The Sackville Ferry is a cable ferry across the Hawkesbury River in New South Wales, Australia. The vehicular ferry connects the communities of Sackville, on the north/west bank of the river, and Sackville North, on the south/east bank. Because of the tortuous course of the river, the ferry actually runs north-west from Sackville to Sackville North.

The ferry is operated by a private sector operator under contract to Transport for NSW, carries a maximum of 12 cars at a time, and is free of tolls. The crossing is 290 m in length and takes approximately 3 minutes. The ferry operates on demand 24 hours a day, 7 days a week, but is closed for maintenance on the first Wednesday of each month between 1245 and 1515.

The Sackville Ferry is the farthest upstream of four vehicular cable ferry crossings of the Hawkesbury River proper - between Windsor Bridge and Brooklyn. In order downstream, the others are: the Lower Portland Ferry, Webbs Creek Ferry and Wisemans Ferry. A fifth ferry, the Berowra Waters Ferry, crosses a side-arm of the river.

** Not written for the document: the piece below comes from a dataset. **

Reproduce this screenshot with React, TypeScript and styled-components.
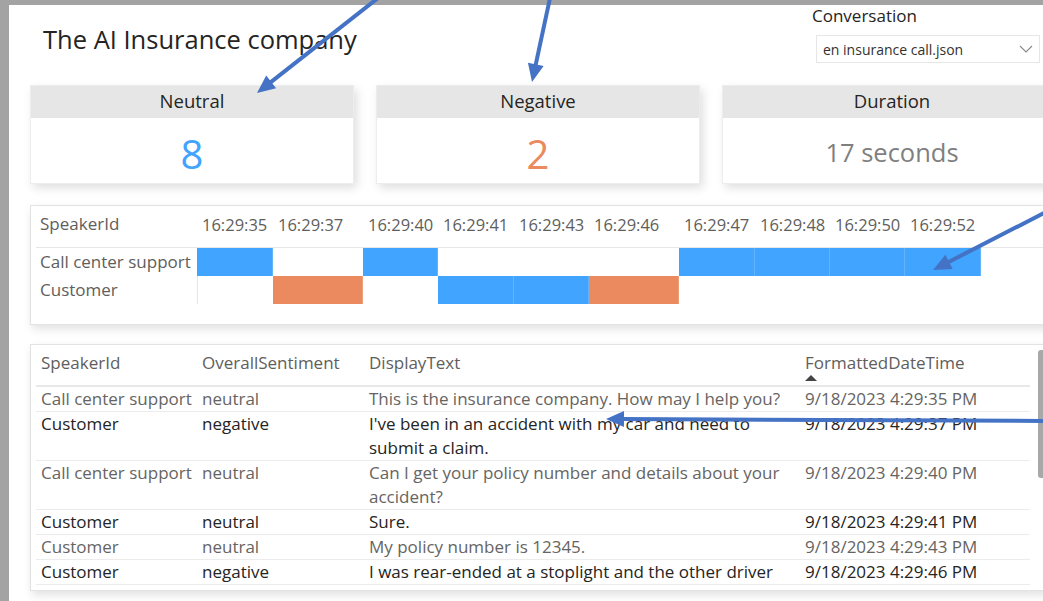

A ferry service is known to have operated across the river at Sackville since at least 1883, and possibly the 1870s. Initially privately owned, by c1908 the operation of the ferry was sub-contracted by Baulkham Hills Shire Council to a local resident. In 1918 the ferry was jointly owned and managed by the Colo Shire Council and Baulkham Hills Council. It was taken over by the New South Wales Department of Main Roads, a predecessor of Transport for NSW, shortly after that body's inception in 1932.